2) Change parameter group_replication_start_on_boot to false.

set parameter group_replication_start_on_boot to false so that post MySQL restart Group replication services are not started automatically.

Connect to mysqlhost03Server:
mysql>select * from performance_schema.persisted_variables where variable_name like 'group_replication_start_on_boot%';
mysql>set persist group_replication_start_on_boot=false;

3) Stop MySQL on node mysqlhost03 and take backup of the existing auto.cnf and mysqld-auto.cnf . This is required to preserve the UUID for the mysqlhost03.

4) Remove all the data file and other database related files.

Check the variables innodb_data_home_dir, innodb_log_group_home_dir, and innodb_undo_directory and make sure there is no files in these directory else backup restoration might fail.

5) Restore the backup mysqlhost02 to mysqlhost03. (Using Restore MySQL InnoDB Cluster from mysqlbackup)

mysqlbackup --defaults-file=/etc/my.cnf \
--datadir=/var/lib/mysql \
--backup-image=/backups/my.mbi_2206_1429 \
--backup-dir=/tmp/restore_`date +%d%m_%H%M` copy-back-and-apply-log

The command above assumes that the binary logs and relay logs on mysqlhost02 and mysqlhost03 have the same base name and are at the same location on the two servers. If these conditions are not met, you should use the --log-bin and --relay-log options to restore the binary log and relay log to their original file paths on mysqlhost03 . For example, if you know that on mysqlhost03 the binary log's base name is mysqlhost03 -bin and the relay-log's base name is mysqlhost03 -relay-bin, your restore command should look like:

mysqlbackup --defaults-file=/etc/my.cnf \
--datadir=/var/lib/mysql \
--backup-image=/backups/my.mbi_***_**** \
--log-bin=mysqlhost03-bin --relay-log=mysqlhost03-relay-bin \
--backup-dir=/tmp/restore_`date +%d%m_%H%M` copy-back-and-apply-log

6) Restore auto.cnf and mysqld-auto.cnf files backed up step 3.

For automatic rejoining of the restore node mysqlhost03 the UUID and other system variable must be same as is was before restore. In order to achieve same we need to restore the auto.cnf and mysqld-auto.cnf file.

7) Start MySQL on mysqlhost03 and verify parameter gtid_execute.

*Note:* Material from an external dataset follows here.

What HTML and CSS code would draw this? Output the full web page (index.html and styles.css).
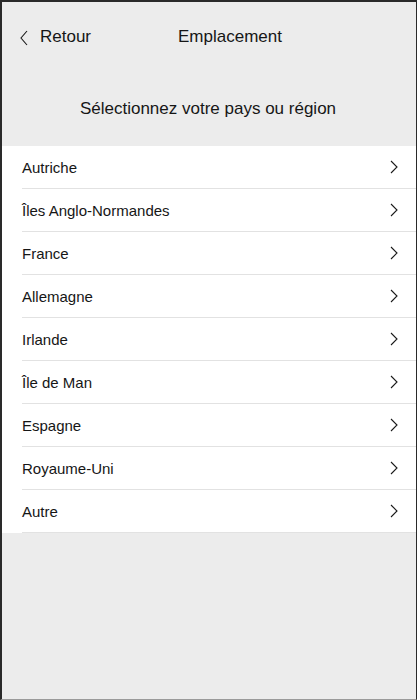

MySQL> systemctl start mysqld

Check the value of the gtid_execute and gtid in the backup_gtid_executed.sql file . These two values must be same, In order to start replication from the correct gtid value.

If these value are not same,then the change the gtid_execute value to same as that of the value in the backu_gtid_executed.sql.

mysql> SET SQL_LOG_BIN=OFF;
mysql> SOURCE backup_gtid_executed.sql
mysql> SET SQL_LOG_BIN=ON;

8) Change the value of the parameter group_replication_start_on_boot to ture and restart MySQL.

set parameter group_replication_start_on_boot to true so that post MySQL restart Group replication services are started automatically.

Connect to mysqlhost03Server:
mysql>select * from performance_schema.persisted_variables where variable_name like 'group_replication_start_on_boot%';

mysql>set persist group_replication_start_on_boot=false;

Restart MySQL on the mysqlhost03:

MySQL> systemctl restart mysqld

9) Check the status of group and group replication.

Initially ,mysqlhost03 will be in recovery mode and in both Group replication status and cluster status as it will be applying all the change from gtid_execute parameter value onwards.

In order to check member status of the restored instance, issue:

This shows that mysqlhost03 is applying transactions to catch up with the group. Once it has caught up with the rest of the group, its member_state changes to ONLINE:

Check cluster status:

mysqlsh>var cluster = dba.getCluster()
mysqlsh>cluster.status()